I don’t know exactly how you’re managing your timers but it is manageable to do so with my package :

you should put a low latency refresh rate on the cluster (like 200ms).
you should have only 1 recuring task that update all the quiz statuses at the same time based on the task data, something like :

   const now = new Date()
   Quizz.update({ finished: false, $or: [
     { currentQuestionDueDtate: { $lte: now }},
     { currentQuestionAnswered: true },
   ]},
   { $set: { $inc: { questionNumber: 1 }}},
   { multi: true })

one task that sets the finished flag to true on finished quizz.

All depends on your implementation

ivo · January 27, 2021, 3:39pm

Thanks, we’re trying to dig deep to understand what caused our issue last time and will see if there is a need to move to your package, but I like it very much so we’ll see soon

ivo · January 27, 2021, 3:53pm

@nschwarz To answer your original question, right now our approach is the following:

First team member to arrive to the question triggers a Jobs that will trigger a function at the end of the timer for this question. If all the team members reply before the end of the timer, the Job is set to completed, if not, the Job will trigger the complete function and complete itself.

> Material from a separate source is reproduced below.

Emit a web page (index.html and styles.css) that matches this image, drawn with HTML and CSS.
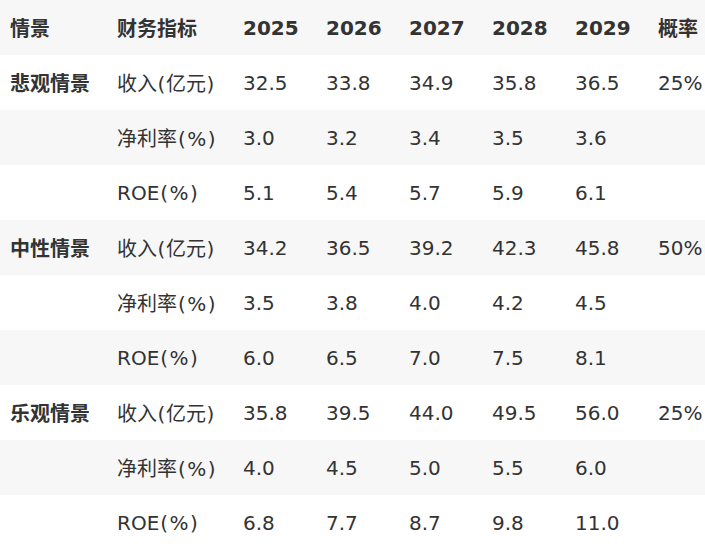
FILE: index.html
```html
<!DOCTYPE html>
<html lang="zh">
<head>
<meta charset="utf-8">
<title>情景分析</title>
<link rel="stylesheet" href="styles.css">
</head>
<body>
<table class="scen">
  <colgroup>
    <col class="c-scene"><col class="c-metric">
    <col class="c-year"><col class="c-year"><col class="c-year"><col class="c-year"><col class="c-year">
    <col class="c-prob">
  </colgroup>
  <thead>
    <tr><th>情景</th><th>财务指标</th><th>2025</th><th>2026</th><th>2027</th><th>2028</th><th>2029</th><th>概率</th></tr>
  </thead>
  <tbody>
    <tr><td class="scene">悲观情景</td><td>收入<span class="p">(</span>亿元<span class="p">)</span></td><td>32.5</td><td>33.8</td><td>34.9</td><td>35.8</td><td>36.5</td><td>25%</td></tr>
    <tr><td></td><td>净利率<span class="u">(%)</span></td><td>3.0</td><td>3.2</td><td>3.4</td><td>3.5</td><td>3.6</td><td></td></tr>
    <tr><td></td><td>ROE<span class="u">(%)</span></td><td>5.1</td><td>5.4</td><td>5.7</td><td>5.9</td><td>6.1</td><td></td></tr>
    <tr><td class="scene">中性情景</td><td>收入<span class="p">(</span>亿元<span class="p">)</span></td><td>34.2</td><td>36.5</td><td>39.2</td><td>42.3</td><td>45.8</td><td>50%</td></tr>
    <tr><td></td><td>净利率<span class="u">(%)</span></td><td>3.5</td><td>3.8</td><td>4.0</td><td>4.2</td><td>4.5</td><td></td></tr>
    <tr><td></td><td>ROE<span class="u">(%)</span></td><td>6.0</td><td>6.5</td><td>7.0</td><td>7.5</td><td>8.1</td><td></td></tr>
    <tr><td class="scene">乐观情景</td><td>收入<span class="p">(</span>亿元<span class="p">)</span></td><td>35.8</td><td>39.5</td><td>44.0</td><td>49.5</td><td>56.0</td><td>25%</td></tr>
    <tr><td></td><td>净利率<span class="u">(%)</span></td><td>4.0</td><td>4.5</td><td>5.0</td><td>5.5</td><td>6.0</td><td></td></tr>
    <tr><td></td><td>ROE<span class="u">(%)</span></td><td>6.8</td><td>7.7</td><td>8.7</td><td>9.8</td><td>11.0</td><td></td></tr>
  </tbody>
</table>
</body>
</html>
```

FILE: styles.css
```css
html, body {
  margin: 0;
  padding: 0;
  overflow: hidden;
  background: #ffffff;
}
.scen {
  border-collapse: collapse;
  table-layout: fixed;
  width: 705px;
  font-family: "DejaVu Sans", "Noto Sans CJK SC", sans-serif;
  font-size: 20px;
  color: #333333;
}
.c-scene { width: 107px; }
.c-metric { width: 126px; }
.c-year { width: 83px; }
.c-prob { width: 57px; }
.scen th, .scen td {
  height: 55px;
  padding: 0 0 0 10px;
  box-sizing: border-box;
  text-align: left;
  vertical-align: middle;
  white-space: nowrap;
}
.scen th { font-weight: bold; }
.scen thead tr { background: #f7f7f7; }
.scen tbody tr:nth-child(even) { background: #f7f7f7; }
.scen td.scene { font-weight: bold; }
.scen .u {
  padding-left: 1px;
  letter-spacing: 1.5px;
}
.scen .p {
  padding: 0 0.6px;
}
```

Problem is when lot of teams play together we are triggering one job per question per team. Each job for a team will be completed for a team before going to the next so there is no more than 20 open jobs (max number of team) open together. It seemed like a fair approach to our problem but we ran into issues. However we’re not sure yet if the issue came from the Jobs or some methods we’re using. We just started investigating it using MontiAPM and checking all of our methods and subs. We got some wait time which I guess is not good.

The SteveJobs library seemed like a great fit for us and I don’t see why it couldn’t handle 20 jobs at a time, but if yours may be more stable we would consider it, just have to see how to integrate it in our flow.